PROBLEM REQUIREMENTS: Give only the number of lines that hold the word "Write".

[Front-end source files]
━━━

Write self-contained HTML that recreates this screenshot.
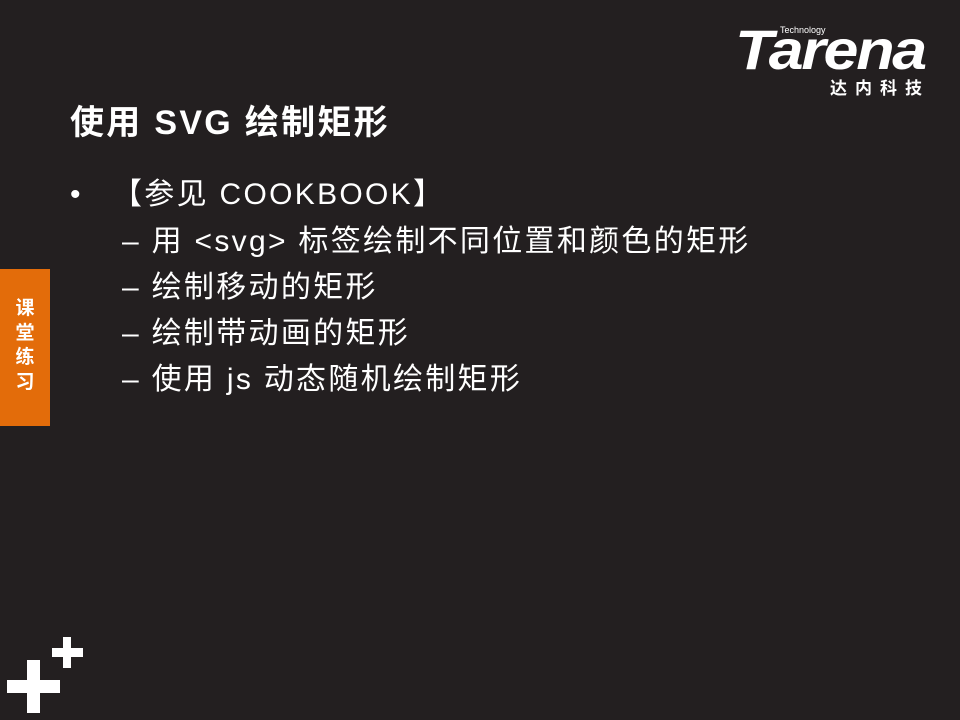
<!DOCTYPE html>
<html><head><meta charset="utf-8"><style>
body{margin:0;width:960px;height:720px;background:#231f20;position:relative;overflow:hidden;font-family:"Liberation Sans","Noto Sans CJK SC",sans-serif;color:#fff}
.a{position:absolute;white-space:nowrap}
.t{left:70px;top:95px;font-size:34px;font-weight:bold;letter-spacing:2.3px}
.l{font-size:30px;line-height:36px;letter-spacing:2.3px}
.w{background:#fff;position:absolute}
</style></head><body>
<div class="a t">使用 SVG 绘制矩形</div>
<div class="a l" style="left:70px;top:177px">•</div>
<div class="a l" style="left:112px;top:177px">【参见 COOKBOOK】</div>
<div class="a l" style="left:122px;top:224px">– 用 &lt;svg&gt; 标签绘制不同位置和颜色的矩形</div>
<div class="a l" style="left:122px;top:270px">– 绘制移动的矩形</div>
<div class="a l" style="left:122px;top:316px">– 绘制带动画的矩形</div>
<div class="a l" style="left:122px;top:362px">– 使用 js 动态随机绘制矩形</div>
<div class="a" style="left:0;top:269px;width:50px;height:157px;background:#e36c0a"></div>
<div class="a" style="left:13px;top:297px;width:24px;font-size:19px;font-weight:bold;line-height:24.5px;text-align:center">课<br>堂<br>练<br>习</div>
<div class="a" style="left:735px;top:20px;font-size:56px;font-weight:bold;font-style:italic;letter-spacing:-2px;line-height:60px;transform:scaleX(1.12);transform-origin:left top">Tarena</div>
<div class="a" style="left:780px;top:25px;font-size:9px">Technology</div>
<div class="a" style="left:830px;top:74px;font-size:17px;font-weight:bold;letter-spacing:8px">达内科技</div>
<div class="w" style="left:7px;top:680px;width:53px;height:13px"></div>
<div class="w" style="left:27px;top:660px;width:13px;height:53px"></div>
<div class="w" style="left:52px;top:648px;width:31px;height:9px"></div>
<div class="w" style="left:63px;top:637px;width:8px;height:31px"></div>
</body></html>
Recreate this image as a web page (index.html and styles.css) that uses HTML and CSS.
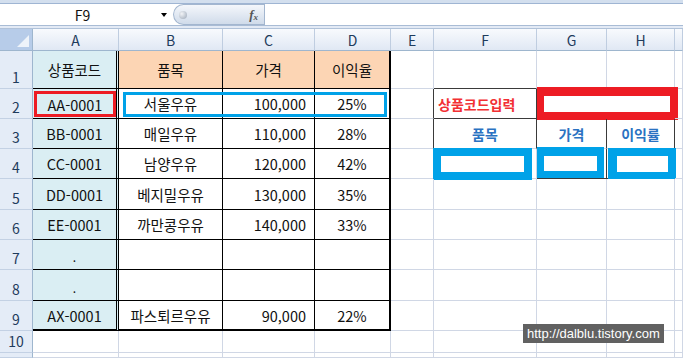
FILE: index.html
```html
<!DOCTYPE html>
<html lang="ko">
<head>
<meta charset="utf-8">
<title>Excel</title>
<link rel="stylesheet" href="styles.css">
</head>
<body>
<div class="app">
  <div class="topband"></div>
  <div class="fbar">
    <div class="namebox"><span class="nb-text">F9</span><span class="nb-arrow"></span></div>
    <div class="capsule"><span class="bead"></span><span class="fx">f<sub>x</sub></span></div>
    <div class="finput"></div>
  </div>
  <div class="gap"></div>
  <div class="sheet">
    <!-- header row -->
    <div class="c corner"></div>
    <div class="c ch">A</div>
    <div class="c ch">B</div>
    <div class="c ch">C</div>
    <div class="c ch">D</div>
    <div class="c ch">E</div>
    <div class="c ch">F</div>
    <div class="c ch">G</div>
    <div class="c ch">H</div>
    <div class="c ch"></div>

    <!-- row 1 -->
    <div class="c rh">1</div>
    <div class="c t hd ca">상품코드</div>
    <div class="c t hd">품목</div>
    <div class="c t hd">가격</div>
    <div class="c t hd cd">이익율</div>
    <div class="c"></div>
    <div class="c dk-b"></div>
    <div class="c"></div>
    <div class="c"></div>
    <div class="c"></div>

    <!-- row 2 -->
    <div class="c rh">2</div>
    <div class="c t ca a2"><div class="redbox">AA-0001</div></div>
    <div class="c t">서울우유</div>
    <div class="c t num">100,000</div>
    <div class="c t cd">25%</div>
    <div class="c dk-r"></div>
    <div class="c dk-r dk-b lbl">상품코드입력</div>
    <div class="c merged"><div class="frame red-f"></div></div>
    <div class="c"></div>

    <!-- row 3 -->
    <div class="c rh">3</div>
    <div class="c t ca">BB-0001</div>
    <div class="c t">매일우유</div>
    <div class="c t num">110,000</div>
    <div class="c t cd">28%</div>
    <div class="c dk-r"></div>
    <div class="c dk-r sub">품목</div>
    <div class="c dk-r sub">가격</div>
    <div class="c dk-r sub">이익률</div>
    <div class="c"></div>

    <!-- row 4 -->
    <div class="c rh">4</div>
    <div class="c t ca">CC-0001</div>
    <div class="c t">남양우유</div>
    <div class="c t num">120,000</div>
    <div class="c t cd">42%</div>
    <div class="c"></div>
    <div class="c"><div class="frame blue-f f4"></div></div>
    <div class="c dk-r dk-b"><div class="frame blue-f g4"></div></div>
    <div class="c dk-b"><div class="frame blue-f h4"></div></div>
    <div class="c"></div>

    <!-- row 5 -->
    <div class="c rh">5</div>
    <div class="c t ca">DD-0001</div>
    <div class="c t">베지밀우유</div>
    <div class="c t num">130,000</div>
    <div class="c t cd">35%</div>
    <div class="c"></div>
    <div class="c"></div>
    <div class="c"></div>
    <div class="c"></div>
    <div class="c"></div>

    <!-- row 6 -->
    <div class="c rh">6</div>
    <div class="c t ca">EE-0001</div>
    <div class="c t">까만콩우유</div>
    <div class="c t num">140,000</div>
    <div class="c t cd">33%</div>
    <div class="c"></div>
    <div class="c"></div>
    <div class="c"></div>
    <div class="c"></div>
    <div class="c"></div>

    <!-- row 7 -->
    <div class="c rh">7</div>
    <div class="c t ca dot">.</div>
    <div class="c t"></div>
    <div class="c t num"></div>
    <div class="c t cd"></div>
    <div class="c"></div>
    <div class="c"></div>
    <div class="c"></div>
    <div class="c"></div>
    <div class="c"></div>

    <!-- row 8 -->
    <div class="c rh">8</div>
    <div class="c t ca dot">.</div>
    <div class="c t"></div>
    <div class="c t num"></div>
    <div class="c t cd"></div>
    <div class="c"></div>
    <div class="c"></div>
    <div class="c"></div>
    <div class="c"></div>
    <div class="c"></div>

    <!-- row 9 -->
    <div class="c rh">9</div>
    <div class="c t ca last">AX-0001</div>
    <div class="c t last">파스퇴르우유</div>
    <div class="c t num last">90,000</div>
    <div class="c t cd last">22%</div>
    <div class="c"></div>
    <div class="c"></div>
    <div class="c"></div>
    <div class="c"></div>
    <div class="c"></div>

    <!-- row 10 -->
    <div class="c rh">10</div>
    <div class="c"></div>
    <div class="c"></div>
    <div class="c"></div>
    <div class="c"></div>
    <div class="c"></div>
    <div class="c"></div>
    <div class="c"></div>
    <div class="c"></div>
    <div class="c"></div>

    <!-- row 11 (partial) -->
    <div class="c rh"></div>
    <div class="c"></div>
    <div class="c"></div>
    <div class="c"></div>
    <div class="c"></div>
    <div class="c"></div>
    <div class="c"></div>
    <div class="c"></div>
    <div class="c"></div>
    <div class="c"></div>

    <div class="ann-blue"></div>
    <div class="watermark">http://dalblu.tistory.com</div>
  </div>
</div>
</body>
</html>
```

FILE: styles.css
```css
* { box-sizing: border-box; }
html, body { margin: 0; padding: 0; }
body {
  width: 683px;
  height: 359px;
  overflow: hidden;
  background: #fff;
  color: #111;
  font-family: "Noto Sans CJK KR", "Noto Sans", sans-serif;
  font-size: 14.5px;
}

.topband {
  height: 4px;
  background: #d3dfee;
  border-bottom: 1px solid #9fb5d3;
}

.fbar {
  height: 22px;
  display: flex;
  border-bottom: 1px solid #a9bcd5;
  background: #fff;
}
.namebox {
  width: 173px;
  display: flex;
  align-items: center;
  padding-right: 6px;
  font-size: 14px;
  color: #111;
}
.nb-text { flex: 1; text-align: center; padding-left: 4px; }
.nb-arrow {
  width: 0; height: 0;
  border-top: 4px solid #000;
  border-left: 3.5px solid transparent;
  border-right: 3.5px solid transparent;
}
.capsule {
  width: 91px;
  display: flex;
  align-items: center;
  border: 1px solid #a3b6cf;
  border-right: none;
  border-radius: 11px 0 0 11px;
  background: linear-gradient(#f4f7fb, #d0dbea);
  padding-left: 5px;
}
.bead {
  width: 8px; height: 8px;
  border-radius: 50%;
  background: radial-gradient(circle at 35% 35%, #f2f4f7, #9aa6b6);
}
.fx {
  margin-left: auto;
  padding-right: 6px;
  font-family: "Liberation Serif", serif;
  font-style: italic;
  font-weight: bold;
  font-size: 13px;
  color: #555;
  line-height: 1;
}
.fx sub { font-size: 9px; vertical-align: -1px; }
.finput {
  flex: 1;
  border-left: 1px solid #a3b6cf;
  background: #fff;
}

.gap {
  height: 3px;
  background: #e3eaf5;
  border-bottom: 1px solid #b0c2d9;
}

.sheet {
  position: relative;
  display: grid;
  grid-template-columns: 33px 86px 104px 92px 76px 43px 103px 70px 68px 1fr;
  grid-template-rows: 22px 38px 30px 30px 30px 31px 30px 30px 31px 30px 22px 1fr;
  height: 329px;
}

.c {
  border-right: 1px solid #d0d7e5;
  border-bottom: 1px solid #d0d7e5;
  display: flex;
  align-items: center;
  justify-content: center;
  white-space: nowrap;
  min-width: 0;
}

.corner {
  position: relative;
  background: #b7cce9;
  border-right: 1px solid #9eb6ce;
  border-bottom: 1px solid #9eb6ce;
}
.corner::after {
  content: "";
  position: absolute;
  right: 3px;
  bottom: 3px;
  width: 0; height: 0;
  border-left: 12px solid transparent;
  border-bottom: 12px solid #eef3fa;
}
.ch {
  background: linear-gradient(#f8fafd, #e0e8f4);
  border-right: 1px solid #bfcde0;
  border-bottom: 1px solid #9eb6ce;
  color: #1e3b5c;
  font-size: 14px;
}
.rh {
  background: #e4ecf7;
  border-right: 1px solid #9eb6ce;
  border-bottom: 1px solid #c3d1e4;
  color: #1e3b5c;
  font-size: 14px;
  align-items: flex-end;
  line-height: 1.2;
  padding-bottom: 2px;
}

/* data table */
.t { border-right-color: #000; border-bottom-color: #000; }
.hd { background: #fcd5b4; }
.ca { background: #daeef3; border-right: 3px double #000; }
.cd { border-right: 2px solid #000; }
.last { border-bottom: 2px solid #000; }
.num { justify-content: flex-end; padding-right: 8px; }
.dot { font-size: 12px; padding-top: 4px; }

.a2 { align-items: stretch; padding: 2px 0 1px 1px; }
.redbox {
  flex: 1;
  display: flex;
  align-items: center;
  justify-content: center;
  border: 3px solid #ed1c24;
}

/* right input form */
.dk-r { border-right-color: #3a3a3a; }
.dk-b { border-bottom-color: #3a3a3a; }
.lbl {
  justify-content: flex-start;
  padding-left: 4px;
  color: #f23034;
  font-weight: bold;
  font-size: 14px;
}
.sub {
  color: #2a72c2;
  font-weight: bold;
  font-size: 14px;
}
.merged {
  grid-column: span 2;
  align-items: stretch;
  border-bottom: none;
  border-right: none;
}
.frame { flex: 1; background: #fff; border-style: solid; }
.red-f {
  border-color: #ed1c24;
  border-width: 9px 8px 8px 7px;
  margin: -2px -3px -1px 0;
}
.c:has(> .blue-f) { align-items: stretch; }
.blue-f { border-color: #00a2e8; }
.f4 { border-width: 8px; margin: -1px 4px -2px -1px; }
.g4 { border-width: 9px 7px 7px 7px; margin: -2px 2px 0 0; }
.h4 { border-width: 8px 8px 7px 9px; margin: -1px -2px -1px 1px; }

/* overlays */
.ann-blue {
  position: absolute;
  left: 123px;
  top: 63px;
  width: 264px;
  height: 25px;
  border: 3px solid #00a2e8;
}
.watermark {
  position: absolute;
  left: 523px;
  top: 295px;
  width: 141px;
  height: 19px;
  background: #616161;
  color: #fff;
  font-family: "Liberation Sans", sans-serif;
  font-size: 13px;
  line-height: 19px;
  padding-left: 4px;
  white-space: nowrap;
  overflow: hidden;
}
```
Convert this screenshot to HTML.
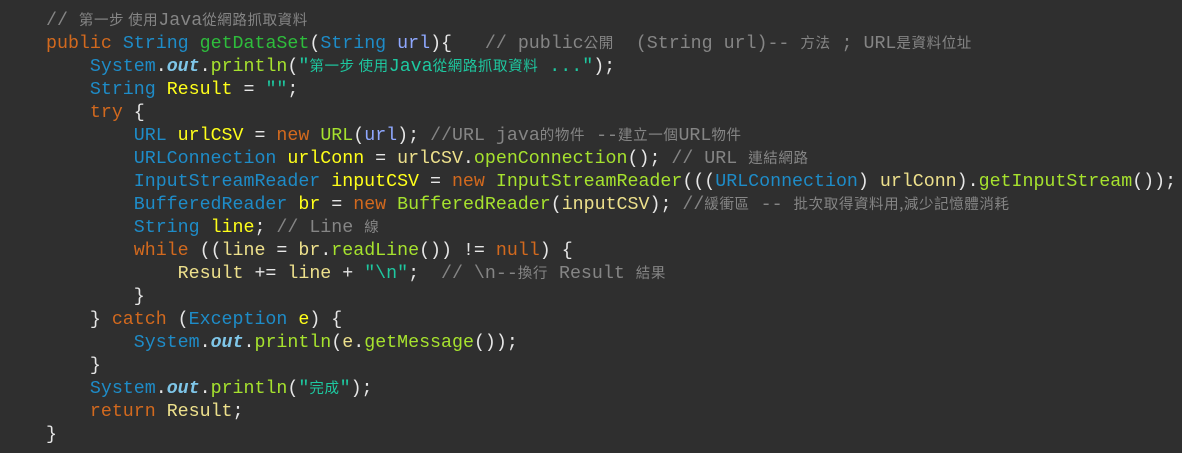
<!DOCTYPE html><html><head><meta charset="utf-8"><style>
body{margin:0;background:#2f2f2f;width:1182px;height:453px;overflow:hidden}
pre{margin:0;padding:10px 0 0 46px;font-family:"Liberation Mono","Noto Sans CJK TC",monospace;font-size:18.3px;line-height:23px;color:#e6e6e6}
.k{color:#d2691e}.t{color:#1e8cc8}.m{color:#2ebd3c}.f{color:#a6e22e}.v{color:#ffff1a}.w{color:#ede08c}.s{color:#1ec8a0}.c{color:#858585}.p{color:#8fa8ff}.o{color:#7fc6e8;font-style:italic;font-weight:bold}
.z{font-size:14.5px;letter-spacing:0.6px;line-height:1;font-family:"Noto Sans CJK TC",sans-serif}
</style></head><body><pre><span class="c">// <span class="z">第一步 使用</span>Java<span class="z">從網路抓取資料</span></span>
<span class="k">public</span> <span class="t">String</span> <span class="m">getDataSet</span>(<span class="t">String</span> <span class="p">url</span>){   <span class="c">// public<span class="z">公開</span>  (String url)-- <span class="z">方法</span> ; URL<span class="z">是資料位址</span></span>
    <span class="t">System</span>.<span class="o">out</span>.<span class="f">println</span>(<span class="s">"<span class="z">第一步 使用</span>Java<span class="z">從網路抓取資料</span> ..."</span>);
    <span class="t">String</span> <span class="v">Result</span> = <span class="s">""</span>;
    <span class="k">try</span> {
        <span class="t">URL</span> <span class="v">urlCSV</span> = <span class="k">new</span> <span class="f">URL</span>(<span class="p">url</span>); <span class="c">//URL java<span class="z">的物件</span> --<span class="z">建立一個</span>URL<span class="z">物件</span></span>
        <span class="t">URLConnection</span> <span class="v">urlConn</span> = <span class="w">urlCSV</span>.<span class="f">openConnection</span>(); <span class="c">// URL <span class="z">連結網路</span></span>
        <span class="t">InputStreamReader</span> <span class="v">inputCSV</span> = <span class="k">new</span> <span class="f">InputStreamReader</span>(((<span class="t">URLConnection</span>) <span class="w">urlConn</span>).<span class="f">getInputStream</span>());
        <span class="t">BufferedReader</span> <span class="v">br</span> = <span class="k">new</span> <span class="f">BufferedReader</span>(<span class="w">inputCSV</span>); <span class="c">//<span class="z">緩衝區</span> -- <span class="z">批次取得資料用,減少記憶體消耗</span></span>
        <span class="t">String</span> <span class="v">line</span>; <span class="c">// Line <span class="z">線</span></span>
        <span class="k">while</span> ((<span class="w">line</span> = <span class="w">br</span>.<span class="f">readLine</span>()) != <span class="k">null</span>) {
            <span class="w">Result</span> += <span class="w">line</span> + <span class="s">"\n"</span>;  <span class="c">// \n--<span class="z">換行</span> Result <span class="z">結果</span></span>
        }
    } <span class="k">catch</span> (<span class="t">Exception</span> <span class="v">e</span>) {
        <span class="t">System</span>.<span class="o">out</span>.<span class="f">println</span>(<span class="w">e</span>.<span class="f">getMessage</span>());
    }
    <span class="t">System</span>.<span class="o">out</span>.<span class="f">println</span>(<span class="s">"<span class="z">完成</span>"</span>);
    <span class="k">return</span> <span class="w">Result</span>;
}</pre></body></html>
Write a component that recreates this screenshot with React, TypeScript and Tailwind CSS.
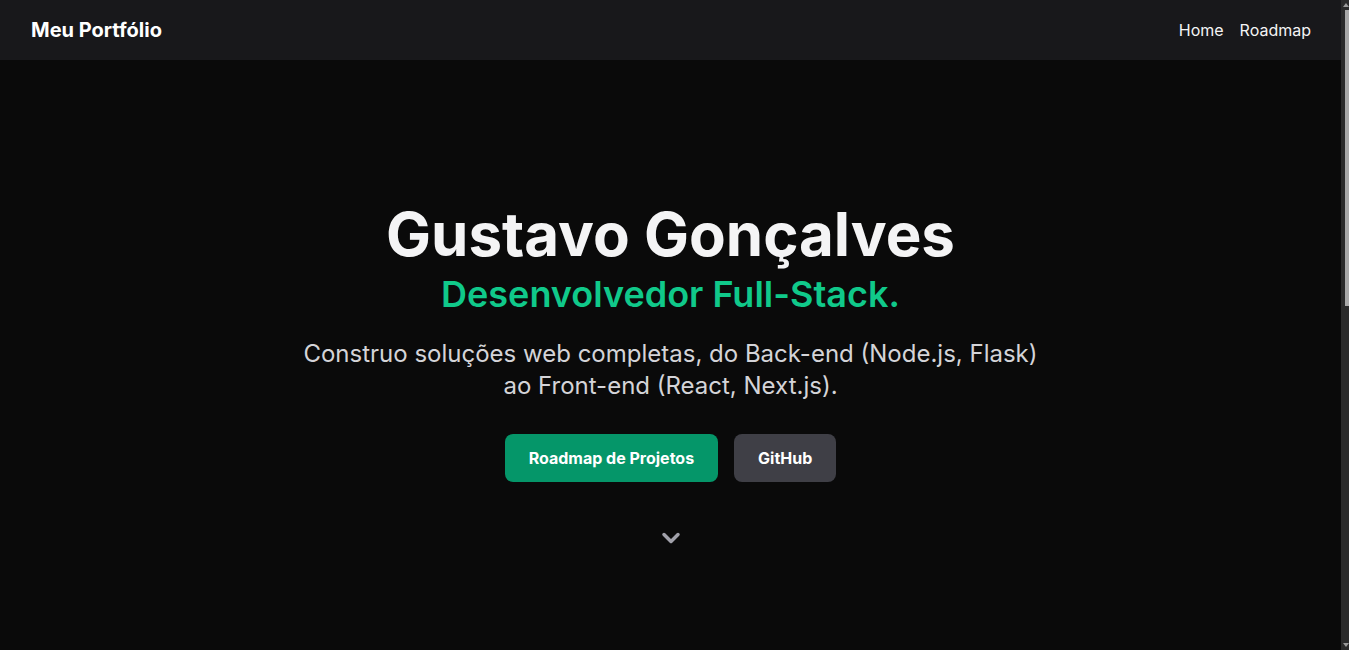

━━━

TASK RESPONSE: 2